What to do> Look for the string "components" in every line, and copy each line that has it.

____ Given data

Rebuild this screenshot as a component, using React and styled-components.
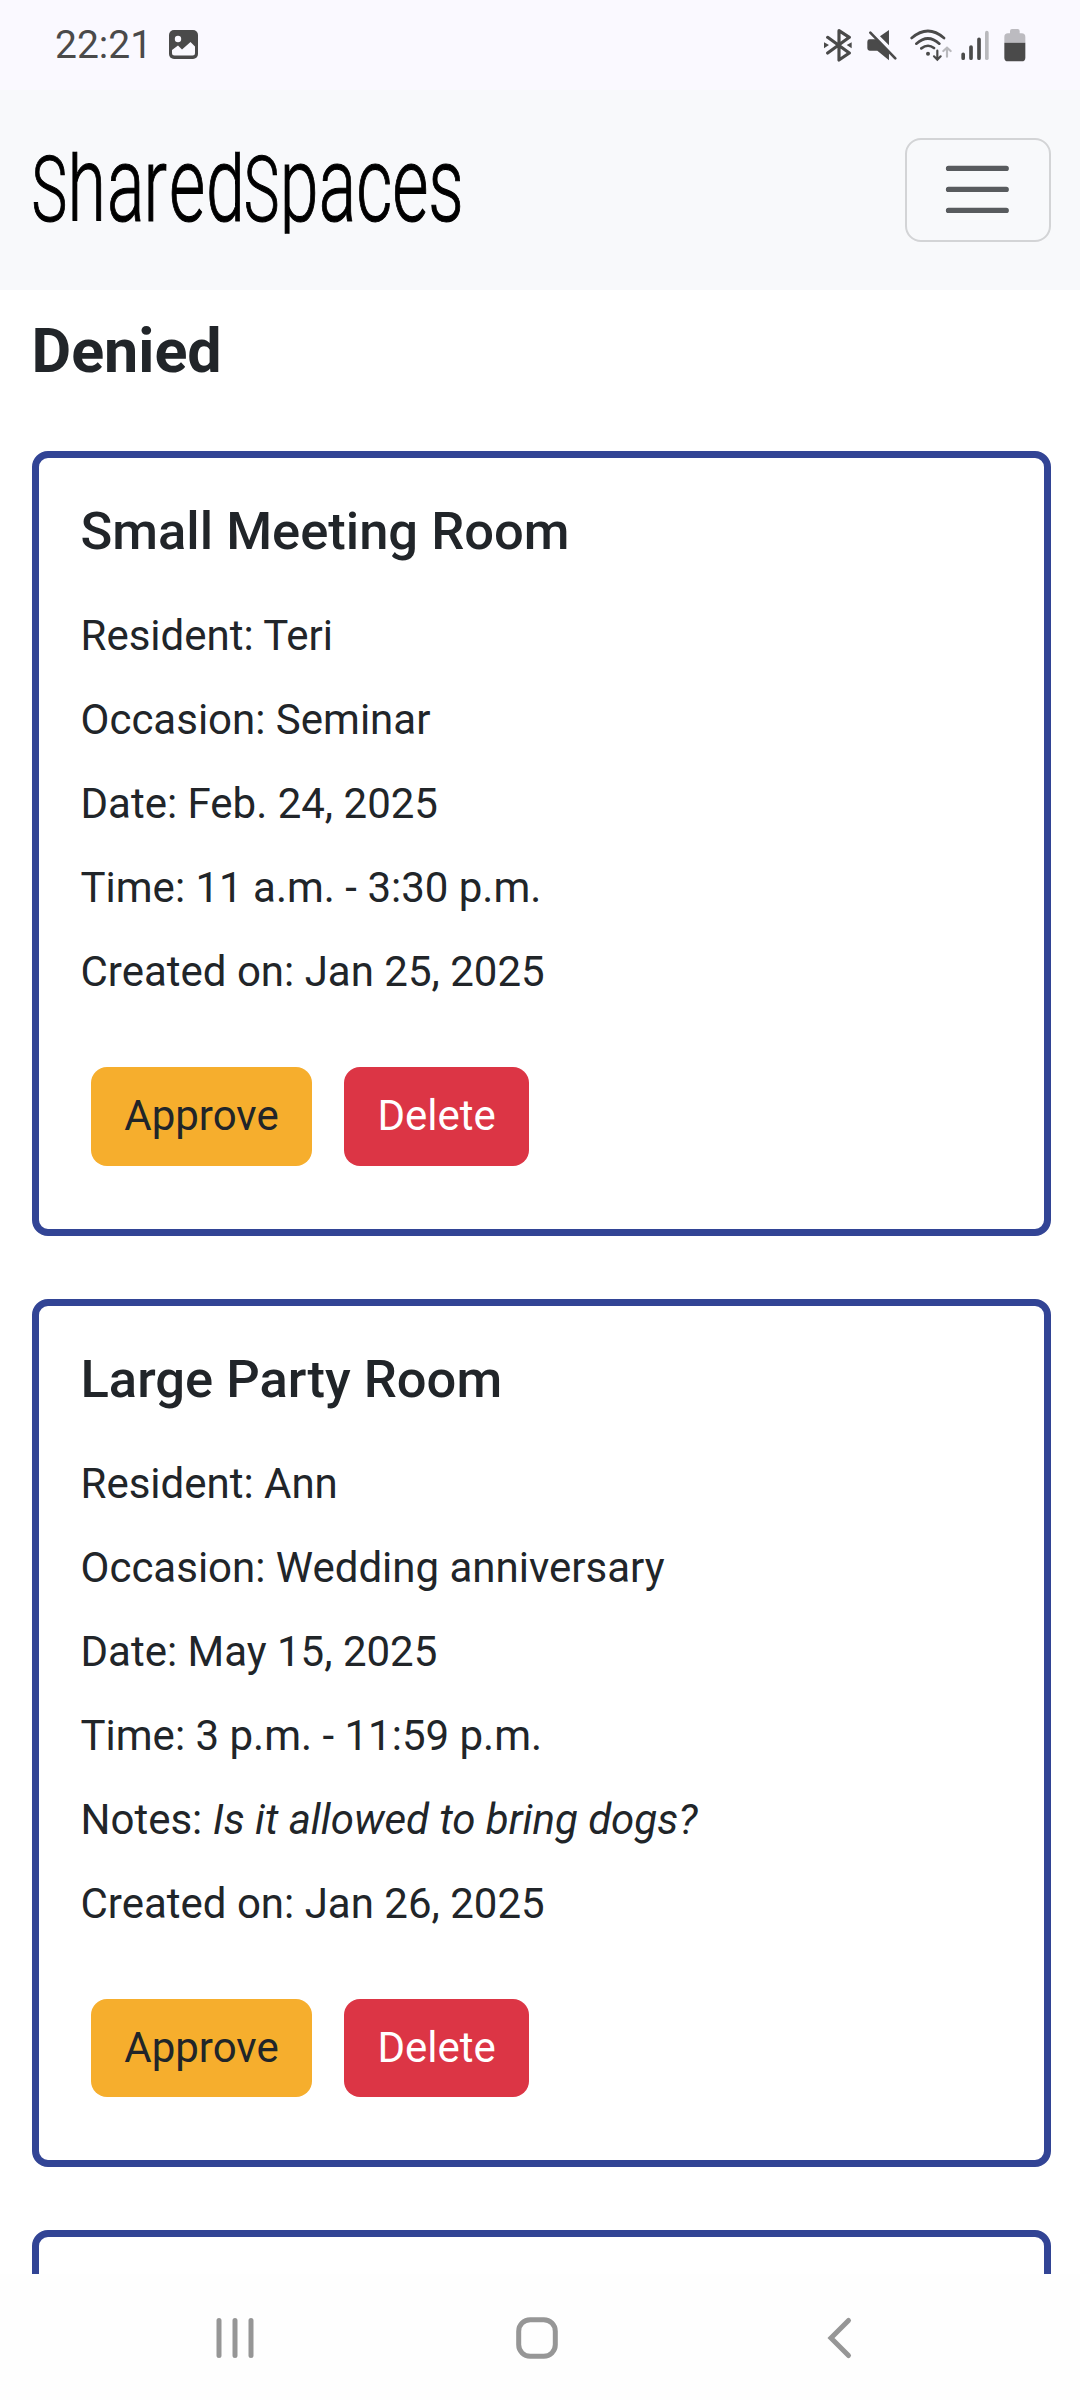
import React from "react";
import styled, { createGlobalStyle } from "styled-components";

const GlobalStyle = createGlobalStyle`
  *, *::before, *::after { box-sizing: border-box; }
  body { margin: 0; background: #fff; }
`;

const Screen = styled.div`
  width: 1080px;
  height: 2400px;
  display: flex;
  flex-direction: column;
  overflow: hidden;
  background: #fff;
  color: #212529;
  font-family: Roboto, "Liberation Sans", sans-serif;
  font-size: 42px;
  line-height: 63px;
`;

const StatusBar = styled.div`
  flex: none;
  height: 90px;
  padding: 0 54.300px 1px 55px;
  display: flex;
  align-items: center;
  justify-content: space-between;
  background: #faf9ff;
  color: #4a4a4a;
`;

const StatusGroup = styled.div`
  display: flex;
  align-items: center;
  gap: ${(p) => p.$gap}px;
`;

const Clock = styled.span`
  font-size: 39px;
  line-height: 46px;
`;

const Icon = styled.svg`
  display: block;
  flex: none;
`;

const Navbar = styled.header`
  flex: none;
  height: 200px;
  padding: 0 29px 0 32px;
  display: flex;
  align-items: center;
  justify-content: space-between;
  background: #f8f9fb;
`;

const Toggler = styled.button`
  width: 146px;
  height: 104px;
  padding: 0 2px 1px 0;
  display: flex;
  align-items: center;
  justify-content: center;
  border: 2px solid #d3d4d6;
  border-radius: 16px;
  background: transparent;
`;

const Content = styled.main`
  flex: none;
  height: 1984px;
  padding: 0 29px 0 31.500px;
  overflow: hidden;
`;

const Heading = styled.h1`
  margin: 24px 0 63px;
  font-size: 61px;
  line-height: 74px;
  font-weight: 700;
`;

const CardList = styled.div`
  display: flex;
  flex-direction: column;
  gap: 63px;
`;

const Card = styled.article`
  min-height: 300px;
  padding: 42px;
  border: 7px solid #324495;
  border-radius: 16px;
`;

const CardTitle = styled.h2`
  margin: 0 0 41px;
  font-size: 52.5px;
  line-height: 63px;
  font-weight: 500;
`;

const Detail = styled.p`
  margin: 0 0 21px;
`;

const Actions = styled.div`
  display: flex;
  gap: 32px;
  padding: 43px 10px 21px;
`;

const Button = styled.button`
  height: 98.6px;
  padding: 0 33px 1.6px 33.8px;
  border: 0;
  border-radius: 16px;
  font: inherit;
  background: ${(p) => (p.$danger ? "#dc3545" : "#f6ae2d")};
  color: ${(p) => (p.$danger ? "#fff" : "#212529")};
`;

const SystemNav = styled.nav`
  flex: none;
  height: 126px;
  padding: 2px 216px 0;
  display: flex;
  align-items: center;
  justify-content: space-between;
  background: #fefefe;
`;

const HomeButton = styled.div`
  margin-right: 6px;
`;

const Logo = () => (
  <Icon width="440" height="150" viewBox="32 115 440 150">
    <defs>
      <clipPath id="wordmark">
        <rect x="32" y="151.700" width="440" height="82" />
      </clipPath>
    </defs>
    <g clipPath="url(#wordmark)">
      <text
        transform="translate(0 221) scale(0.66 1)"
        fontFamily="Roboto, sans-serif"
        fontWeight="300"
        fontSize="106"
        fill="#000"
        stroke="#000"
        strokeWidth="1.1"
        x="47.9 102.4 162 217.6 256 312.2 369.2 423.8 483 539.8 594.5 648.9"
      >
        <tspan fontSize="91">S</tspan>hared<tspan fontSize="91">S</tspan>paces
      </text>
    </g>
  </Icon>
);

const PictureIcon = () => (
  <Icon width="30" height="30" viewBox="0 0 30 30">
    <rect width="29" height="29" rx="5" fill="#4a4a4a" />
    <circle cx="9" cy="9" r="3.2" fill="#faf9ff" />
    <path d="M3 20 9 15.5l4 4L21.500 12 26 16.500V23a2.500 2.500 0 0 1-2.500 2.500h-18A2.500 2.500 0 0 1 3 23z" fill="#faf9ff" />
  </Icon>
);

const BluetoothIcon = () => (
  <Icon width="35" height="34" viewBox="68 82 105 102">
    <path d="M82 110 147 157 116 178V90L147 110 82 157" fill="none" stroke="#4a4a4a" strokeWidth="9.500" strokeLinejoin="round" strokeLinecap="round" />
    <path d="M71 124.500 86 133 71 143zM154 124.500 139 133 154 143z" fill="#4a4a4a" />
  </Icon>
);

const MutedIcon = () => (
  <Icon width="34.300" height="34" viewBox="200 82 103 102">
    <path d="M208 116H229L266 153V179L231 150H208Q201 150 201 143V123Q201 116 208 116zM239 107 266 88V134z" fill="#4a4a4a" />
    <path d="M210 96 285 173" stroke="#4a4a4a" strokeWidth="8" strokeLinecap="round" />
  </Icon>
);

const WifiIcon = () => (
  <Icon width="42" height="34" viewBox="330 82 126 102">
    <g fill="none" stroke="#4a4a4a" strokeWidth="8" strokeLinecap="round">
      <path d="M335 112Q384 70 432 112M349 129Q384 98 418 129M364 143Q384 128 402 142" />
      <path d="M412 150V176M402 167 412 177 422 167" strokeWidth="6.500" />
    </g>
    <circle cx="384" cy="159" r="6" fill="#4a4a4a" />
    <path d="M441 168V142M430 151 441 141 452 151" fill="none" stroke="#b9b9bd" strokeWidth="6.500" strokeLinecap="round" />
  </Icon>
);

const SignalIcon = () => (
  <Icon width="33.700" height="34" viewBox="483 82 101 102">
    <g stroke="#4a4a4a" strokeWidth="11" strokeLinecap="round">
      <path d="M489.500 161V172.500M513 139V172.500M537 116V172.500" />
      <path d="M560.500 96V172.500" stroke="#b9b9bd" />
    </g>
  </Icon>
);

const BatteryIcon = () => (
  <Icon width="22" height="34" viewBox="611 82 66 102">
    <path d="M612 126V109Q612 98 623 98H629V91Q629 85 635 85H652Q658 85 658 91V98H664Q675 98 675 109V126z" fill="#bcbbc0" />
    <path d="M612 126H675V171Q675 182 664 182H623Q612 182 612 171z" fill="#4a4a4a" />
  </Icon>
);

const MenuIcon = () => (
  <Icon width="78.75" height="78.75" viewBox="0 0 30 30">
    <path d="M4 7h22M4 15h22M4 23h22" stroke="#585b5e" strokeWidth="2" strokeLinecap="round" />
  </Icon>
);

const RecentsIcon = () => (
  <Icon width="38" height="44" viewBox="0 0 38 44">
    <path d="M3 4.500v35M19 4.500v35M35 4.500v35" stroke="#969696" strokeWidth="5" strokeLinecap="round" />
  </Icon>
);

const HomeIcon = () => (
  <Icon width="42" height="44" viewBox="0 0 42 44">
    <rect x="2.700" y="3.700" width="36.600" height="36.600" rx="11.500" fill="none" stroke="#969696" strokeWidth="5" />
  </Icon>
);

const BackIcon = () => (
  <Icon width="38" height="44" viewBox="826 2316 38 44">
    <path d="M848.500 2320.500 831 2338 848.500 2355.500" fill="none" stroke="#969696" strokeWidth="5" strokeLinecap="round" />
  </Icon>
);

const bookings = [
  {
    room: "Small Meeting Room",
    details: [
      ["Resident", "Teri"],
      ["Occasion", "Seminar"],
      ["Date", "Feb. 24, 2025"],
      ["Time", "11 a.m. - 3:30 p.m."],
      ["Created on", "Jan 25, 2025"],
    ],
  },
  {
    room: "Large Party Room",
    details: [
      ["Resident", "Ann"],
      ["Occasion", "Wedding anniversary"],
      ["Date", "May 15, 2025"],
      ["Time", "3 p.m. - 11:59 p.m."],
      ["Notes", "Is it allowed to bring dogs?"],
      ["Created on", "Jan 26, 2025"],
    ],
  },
];

const BookingCard = ({ booking }) => (
  <Card>
    <CardTitle>{booking.room}</CardTitle>
    {booking.details.map(([label, value]) => (
      <Detail key={label}>
        {label}: {label === "Notes" ? <em>{value}</em> : value}
      </Detail>
    ))}
    <Actions>
      <Button>Approve</Button>
      <Button $danger>Delete</Button>
    </Actions>
  </Card>
);

export default function App() {
  return (
    <>
      <GlobalStyle />
      <Screen>
        <StatusBar>
          <StatusGroup $gap={17}>
            <Clock>22:21</Clock>
            <PictureIcon />
          </StatusGroup>
          <StatusGroup $gap={9}>
            <BluetoothIcon />
            <MutedIcon />
            <WifiIcon />
            <SignalIcon />
            <BatteryIcon />
          </StatusGroup>
        </StatusBar>
        <Navbar>
          <Logo />
          <Toggler aria-label="Menu">
            <MenuIcon />
          </Toggler>
        </Navbar>
        <Content>
          <Heading>Denied</Heading>
          <CardList>
            {bookings.map((b) => (
              <BookingCard key={b.room} booking={b} />
            ))}
            <Card />
          </CardList>
        </Content>
        <SystemNav>
          <RecentsIcon />
          <HomeButton>
            <HomeIcon />
          </HomeButton>
          <BackIcon />
        </SystemNav>
      </Screen>
    </>
  );
}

________

Written answer>
Rebuild this screenshot as a component, using React and styled-components.
import styled, { createGlobalStyle } from "styled-components";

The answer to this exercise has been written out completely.